興味深いのは、薬局、救急受付センター、ガソリンスタンド、運送会社、新聞、ラジオ、テレビ局などの従業員のほか、パン屋の従業員はこれまで外出禁止の対象外となっていることだ。パン屋? と不思議に思われるかもしれないが、トルコ人が一日の食事の中でもっとも大切にしている朝食に、焼きたてのパンは欠かせない。
外出禁止令以外にも、トルコ当局はこの事態に様々な対策を講じてきた。以下はその一例だ。
・トルコへの帰国・入国後14日間の隔離
・国際便・国内便の停止
・飲食店や商業施設の一時営業停止
・65歳以上と20歳以下の外出禁止
・大学を含む全ての学校の休校
・市場、スーパーマーケット、ショッピングセンター等でのマスク着用(義務化)
・オンライン申請者に対するマスク毎週5枚ずつの無償提供、同時にマスクの販売禁止
・県をまたぐ移動の禁止
・新型コロナウイルス関連検査及び治療の無償化
成田への直行便も3月25日を最後に停止し、運行は再開されていない。
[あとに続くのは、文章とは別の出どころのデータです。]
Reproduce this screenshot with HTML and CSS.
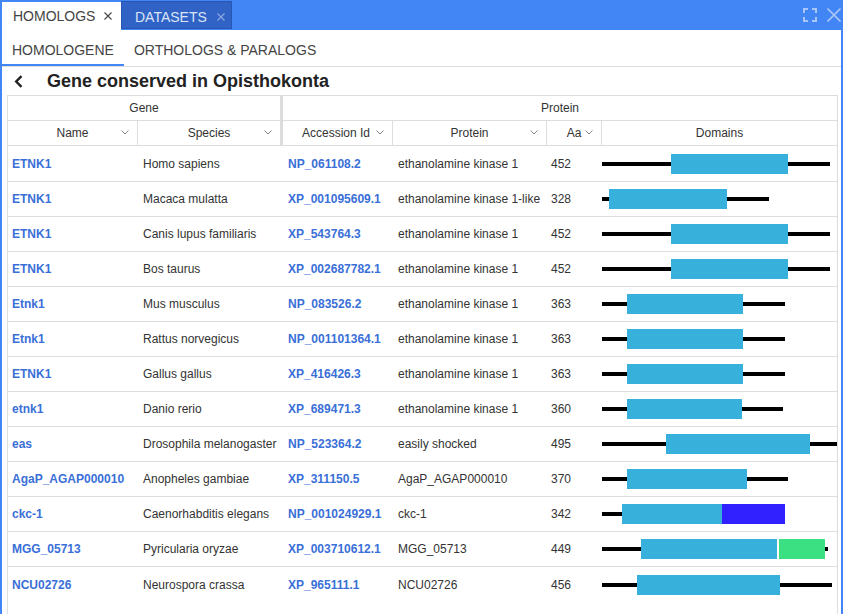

7月にはトルコ航空によるイスタンブールから羽田への直行便が開設される予定だが、影響が無いことを願うばかりだ。
砂糖祭に向けて「大規模作戦」開始
外出禁止令が出ている最中の4月24日から、イスラム教の断食月(トルコ語ではラマザン)が始まった。ラマザン開けの5月下旬には、3日間のシェケル・バイラム(砂糖祭)がある。日本における盆や正月にあたる、トルコ人にとって大切な行事だ。例年、多くの人が家族と過ごすために帰省したり、旅行に出かけるため、移動が増える時期でもある。
トルコ政府は、海外にとどまる自国民がこの時期を自国で過ごすことができるように、「大規模作戦」を開始した。4月20日から28日にかけ、59カ国から195便のチャーター機を飛ばすというものだ。帰国者は2週間、学生寮などで隔離されるが、外出制限が解かれていれば、バイラムには家族と過ごせるという日程だ。
感染拡大の勢いが止まらない中、この措置が吉と出るか凶と出るか今はまだわからないが、海外で不安な気持ちで過ごしていたトルコ人にとっては嬉しい知らせであろう。エルドアン大統領は、ラマザン中も感染拡大抑止策を継続し、「5月下旬のバイラム後に、通常の生活に移行することを目指す」と強調している。